By Stacy Brown | PA Independent
The Pennsylvania Turnpike soon could become a road less traveled. With urgency in his voice, Auditor General Jack Wagner said Jan. 5 that the state’s Turnpike Commission’s mounting debt could force it to raise tolls so much that motorists will find other routes to travel.
"The statistics show clearly that the Pennsylvania Turnpike Commission is drowning in debt due to the burdens placed on it by Act 44," Wagner said.
Implemented in 2007, Act 44 required the Turnpike Commission to transfer $450 million annually to the state Department of Transportation for a 50-year period. This annual payment would add at least $20 billion in additional debt to the commission, Wagner said.
If the commission were to default on the obligations, Pennsylvania taxpayers would have to assume the obligations, he said.
Pennsylvania's Comprehensive Annual Financial Report audit, for the year ending June 30, 2011, shows that the commission must assume additional bond debt to repay the Act 44 debt, Wagner said.
The commission's long-term $7.3 billion debt, which has increased 181 percent from $2.1 billion in 2007, is just short of the state's more than $9 billion general obligation debt, Wagner said.
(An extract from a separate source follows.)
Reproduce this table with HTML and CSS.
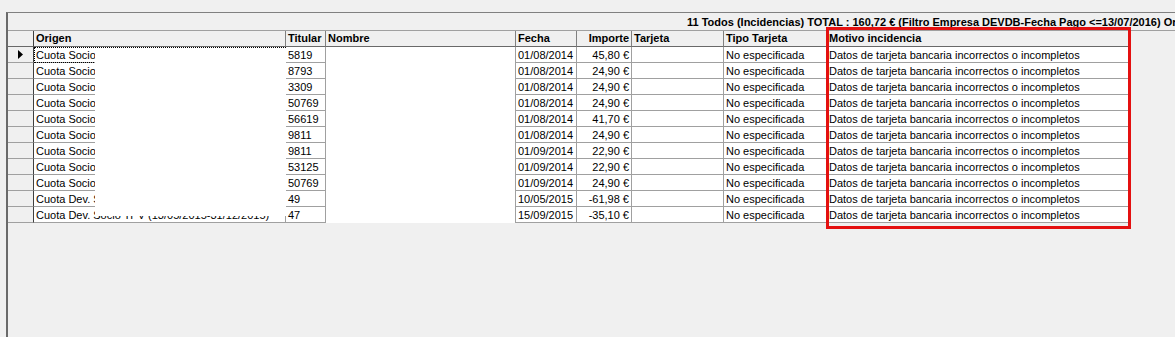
FILE: index.html
```html
<!DOCTYPE html>
<html>
<head>
<meta charset="utf-8">
<link rel="stylesheet" href="styles.css">
</head>
<body>
<div class="frame">
  <div class="titlebar">11 Todos (Incidencias) TOTAL : 160,72 € (Filtro Empresa DEVDB-Fecha Pago &lt;=13/07/2016) Ordenado por Fecha</div>
  <div class="row head">
    <div class="c ind"></div>
    <div class="c">Origen</div>
    <div class="c">Titular</div>
    <div class="c">Nombre</div>
    <div class="c">Fecha</div>
    <div class="c r">Importe</div>
    <div class="c">Tarjeta</div>
    <div class="c">Tipo Tarjeta</div>
    <div class="c">Motivo incidencia</div>
  </div>
  <div class="row">
    <div class="c ind"><svg width="6" height="9" viewBox="0 0 6 9"><path d="M0 0 L5 4.5 L0 9 Z" fill="#000"/></svg></div>
    <div class="c focus">Cuota Socio</div><div class="c">5819</div><div class="c"></div><div class="c">01/08/2014</div><div class="c r">45,80 €</div><div class="c"></div><div class="c">No especificada</div><div class="c">Datos de tarjeta bancaria incorrectos o incompletos</div>
  </div>
  <div class="row">
    <div class="c ind"></div><div class="c">Cuota Socio</div><div class="c">8793</div><div class="c"></div><div class="c">01/08/2014</div><div class="c r">24,90 €</div><div class="c"></div><div class="c">No especificada</div><div class="c">Datos de tarjeta bancaria incorrectos o incompletos</div>
  </div>
  <div class="row">
    <div class="c ind"></div><div class="c">Cuota Socio</div><div class="c">3309</div><div class="c"></div><div class="c">01/08/2014</div><div class="c r">24,90 €</div><div class="c"></div><div class="c">No especificada</div><div class="c">Datos de tarjeta bancaria incorrectos o incompletos</div>
  </div>
  <div class="row">
    <div class="c ind"></div><div class="c">Cuota Socio</div><div class="c">50769</div><div class="c"></div><div class="c">01/08/2014</div><div class="c r">24,90 €</div><div class="c"></div><div class="c">No especificada</div><div class="c">Datos de tarjeta bancaria incorrectos o incompletos</div>
  </div>
  <div class="row">
    <div class="c ind"></div><div class="c">Cuota Socio</div><div class="c">56619</div><div class="c"></div><div class="c">01/08/2014</div><div class="c r">41,70 €</div><div class="c"></div><div class="c">No especificada</div><div class="c">Datos de tarjeta bancaria incorrectos o incompletos</div>
  </div>
  <div class="row">
    <div class="c ind"></div><div class="c">Cuota Socio</div><div class="c">9811</div><div class="c"></div><div class="c">01/08/2014</div><div class="c r">24,90 €</div><div class="c"></div><div class="c">No especificada</div><div class="c">Datos de tarjeta bancaria incorrectos o incompletos</div>
  </div>
  <div class="row">
    <div class="c ind"></div><div class="c">Cuota Socio</div><div class="c">9811</div><div class="c"></div><div class="c">01/09/2014</div><div class="c r">22,90 €</div><div class="c"></div><div class="c">No especificada</div><div class="c">Datos de tarjeta bancaria incorrectos o incompletos</div>
  </div>
  <div class="row">
    <div class="c ind"></div><div class="c">Cuota Socio</div><div class="c">53125</div><div class="c"></div><div class="c">01/09/2014</div><div class="c r">22,90 €</div><div class="c"></div><div class="c">No especificada</div><div class="c">Datos de tarjeta bancaria incorrectos o incompletos</div>
  </div>
  <div class="row">
    <div class="c ind"></div><div class="c">Cuota Socio</div><div class="c">50769</div><div class="c"></div><div class="c">01/09/2014</div><div class="c r">24,90 €</div><div class="c"></div><div class="c">No especificada</div><div class="c">Datos de tarjeta bancaria incorrectos o incompletos</div>
  </div>
  <div class="row">
    <div class="c ind"></div><div class="c">Cuota Dev. Socio TPV</div><div class="c">49</div><div class="c"></div><div class="c">10/05/2015</div><div class="c r">-61,98 €</div><div class="c"></div><div class="c">No especificada</div><div class="c">Datos de tarjeta bancaria incorrectos o incompletos</div>
  </div>
  <div class="row">
    <div class="c ind"></div><div class="c">Cuota Dev. Socio TPV (13/05/2015-31/12/2015)</div><div class="c">47</div><div class="c"></div><div class="c">15/09/2015</div><div class="c r">-35,10 €</div><div class="c"></div><div class="c">No especificada</div><div class="c">Datos de tarjeta bancaria incorrectos o incompletos</div>
  </div>
  <div class="mask mask-origen"></div>
  <div class="mask mask-nombre"></div>
  <div class="highlight"></div>
</div>
</body>
</html>
```
FILE: styles.css
```css
html, body {
  margin: 0;
  padding: 0;
  overflow: hidden;
  background: #f0f0f0;
}
body {
  font-family: "Liberation Sans", Arial, sans-serif;
  font-size: 11px;
  color: #000;
}
.frame {
  position: relative;
  margin: 12px 0 0 6px;
  width: 1300px;
  height: 325px;
  border-top: 1px solid #808080;
  border-left: 2px solid #6a6a6a;
  background: #f0f0f0;
}
.titlebar {
  height: 17px;
  line-height: 18px;
  border-bottom: 1px solid #a0a0a0;
  padding-left: 679px;
  font-weight: bold;
  white-space: nowrap;
  overflow: hidden;
}
.row {
  display: grid;
  grid-template-columns: 26px 252px 40px 190px 61px 55px 92px 103px 302px;
  height: 16px;
}
.c {
  box-sizing: border-box;
  height: 16px;
  line-height: 16px;
  padding: 0 2px;
  border-right: 1px solid #a0a0a0;
  border-bottom: 1px solid #a0a0a0;
  background: #fff;
  white-space: nowrap;
  overflow: hidden;
}
.c.r {
  text-align: right;
}
.head .c {
  line-height: 15px;
  background: #f0f0f0;
  font-weight: bold;
  border-right-color: #808080;
  border-bottom-color: #696969;
}
.c.ind {
  background: #f0f0f0;
  border-right: 1px solid #404040;
  display: flex;
  align-items: center;
  padding-left: 10px;
}
.head .c.ind {
  border-right-color: #404040;
}
.c.focus {
  outline: 1px dotted #000;
  outline-offset: -1px;
}
.mask {
  position: absolute;
  background: #fff;
}
.mask-origen {
  left: 87px;
  top: 35px;
  width: 191px;
  height: 168px;
}
.mask-nombre {
  left: 318px;
  top: 35px;
  width: 189px;
  height: 175px;
}
.highlight {
  position: absolute;
  left: 818px;
  top: 14px;
  width: 299px;
  height: 196px;
  border: 3px solid #e41010;
}
```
"With Pennsylvania facing nearly a $500 million budget shortfall this year, the commonwealth cannot afford to take on any additional debt," said Wagner, who also called on the General Assembly to make addressing Act 44--and investing in transportation infrastructure--its top priorities.
However, the General Assembly may not agree with Wagner.
Eric Bugaile, spokesman for House Transportation Committee Chairman Richard Geist, R-Blair County, said repealing Act 44 is not the answer.
"There are a lot of good things about Act 44," Bugaile said, adding that Geist was aware of a letter Wagner sent to commission CEO Roger Nutt regarding the issue.
Telephone messages left for House and Senate Transportation Committee leaders were not returned.
Jenny Robinson, spokeswoman for Pennsylvania's AAA Mid-Atlantic Division, a motorist advocacy organization, said she wasn't aware of Wagner's position and could not immediately respond.
Act 44 also gave the Turnpike Commission the authority to increase tolls every year without state government approval.
The commission increased tolls in 2009 by 25 percent for all customers. In 2010, tolls increased again for all customers by three percent. In 2011, tolls increased 10 percent for cash-paying customers and three percent for electronic E-Z Pass users.
On Jan. 1, tolls increased another 10 percent for cash-paying customers, with no increase for those using the E-Z Pass system.
Prior to 2009, officials had increased tolls five times since the turnpike was founded in 1937.
The commission also announced three percent toll increases to take effect in 2013 and 2014, but did not clarify whether those increases would affect only cash-paying customers or E-Z Pass users as well.
Still, Nutt disputed Wagner's doomsday message.
"The commission is not facing any immediate financial crisis as (Wagner) states," Nutt said in a statement.
"The nation's major rating agencies have not changed their underlying ratings of Pennsylvania Turnpike bonds for more than three years," he said. "During that period, the turnpike has provided more than $3 billion to the commonwealth for statewide investment in transportation systems."
Nutt said the existence of the commission is not in jeopardy because it has developed a sound, "fiscally responsible approach to meet all of its financial obligations."
Wagner countered that the commission's financial position has deteriorated rapidly in recent years.
In 1998, the Turnpike Commission was awarded with the highest bond rating of any turnpike agency at that time, AAA, and by 2008, the rating was downgraded to AA because of the uncertainty of the commission's future because of Act 44, Wagner said.
"It is crystal clear that, with the passage of Act 44, the commission has been placed in a position where its very existence is at risk. No entity can continue to operate with significant increases in long-term debt and the continued serious depletion of assets caused by Act 44," Wagner said. "It's time to rescue the commission by repealing Act 44."